Clemens Brentano's "The Tale of the Honest Casper and Fair Annie" is a dark broody tale (the Wikipedia calls it charming, but my definition and theirs must not be the same), almost closer to a regular short story than a fairy tale. Actually it has more elements of a folk tale than anything else I've read so far in this collection. The four stories in Romantic Fairy Tales are meant to follow the development of the genre from "Weimar Classicism to the final years of the later Romantic school". They cover the years 1795 to 1817 and of the four this last feels the least like a traditional (am using the term loosely here) fairy tale. Coming towards the end of the period it foreshadows the coming realist tone according to the editor's introduction.
(Possible spoilers to follow).
Published in 1817 the story has a contemporary setting. Casper is a soldier who prides himself in his honor. As a matter of fact honor is rife in this story and each character adheres to it in the extreme--choosing an honorable death over disgrace. Despite the tragic ending, however, I suppose this is a story that could be read as one with ultimately a 'happy' ending since the last wishes of Casper and Annie are granted. Once again the story is full of symbolism and has a religious edge to it, which mirrors the concerns of the author who by this time had returned to the Catholic faith after an unsettled youth.
The story has an unnamed narrator. He's both an observer as well as a participant in the action. One day he comes across an old woman sitting on the steps of the Duke's residence where she worked as a maid when she was a young woman. She wishes to petition the Duke to have her grandson, Casper, and her godchild, Annie, buried next to each other. One has chosen to commit suicide rather than live dishonorably and the other has committed a crime so heinous that the only option is to submit to the executioner's sword. No, not a happy story this one.
Returning home from France Casper cuts his journey short to give his horse a rest and puts up at an inn for the night. He's awakened by two men who have come to rob him, or rather rob the inn--as there was a secret cache of money in the room. They only manage to steal his horse and saddlebags, but Casper catches them in the stable only to discover the men are his father and stepbrother. He does his duty by turning them in for their thievery, but his honor is lost--not only has he betrayed his family but he's related to common thieves. Casper was set to marry Annie, but he cannot allow her to marry the son of a thief. As for Annie, she had been seduced and dishonored by a wealthy man who had promised to marry her but then left her while Casper was away in France. In her despair she murdered her own child. Is it an act of honor that she refuses to name her seducer? But she accepts her punishment. And now the grandmother tells their story in hopes that the narrator can help her have them buried together.
There's lots of references to honorable actions and what follows dishonor. Lots about faith and God. And a few odd bits as well.

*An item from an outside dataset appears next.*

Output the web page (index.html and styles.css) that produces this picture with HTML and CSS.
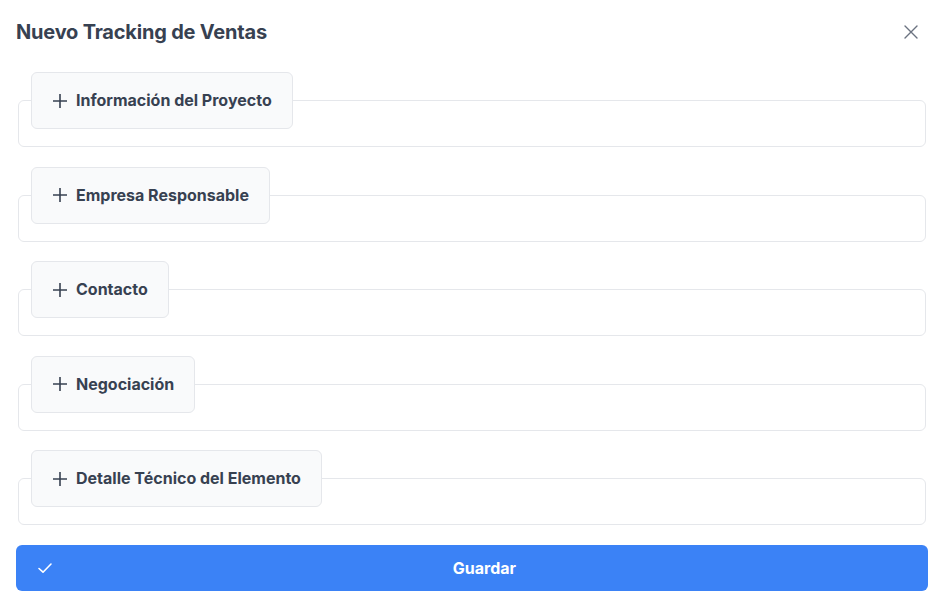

"An order has gone out to all the courts that only those who commit suicide through melancholy should have an honorable burial. Those who kill themselves out of desperation are to be sent instead to the anatomical institute, and the sheriff told me that he must send Casper there because he admitted himself to being desperate."
And poor Annie is witnesses the executioner's sword moving on its own, and then later the severed head of a hunter bites her dress. To be honest the story is a little unnerving and slightly bizarre at times. I'm sure I missed the symbolism, and the story is complex in the way it's presented, so I went back over it several times but I'am sure I've missed the point of the story.
As a matter of fact this was a challenging collection of fairy tales to work through--not really what I was expecting when I set out to read the book, but I'm glad I stuck it out. It was interesting to read the different stories and be exposed to German Romanticism. Hopefully the next book I choose from the period will be easier going now that I've had a taste of the literature if even on a small scale. I'm definitely in need of something a little brighter and happier now (and perhaps more straightforward). I had planned on reading Peter Handke next, but Adalbert Stifter's Rock Crystal which came recommended by Tom very conveniently arrived in the mail yesterday. Stifter, and Austrian author, lived from 1805-1868, so he came after the Romantics (maybe a good thing...). It also sounds like a perfect holiday read.
"Seemingly the simplest of stories--a passing anecdote of village life--Rock Crystal opens up into a tale of almost unendurable suspense. This jewel-like novella by the writer that Thomas Mann praised as 'one of the most extraordinary, the most enigmatic, the most secretly daring and the most strangely gripping narrators in world literature' is among the most unusual, moving, and memorable of Christmas stories."
Has anyone read it? I'm trying to wrap up the last of my reads for Caroline and Lizzy's German Literature month, though I suspect I'll still be writing about them into December. I've finished three books so far and hope to get through a further two more, but of course will keep reading as much literature in translation as I can.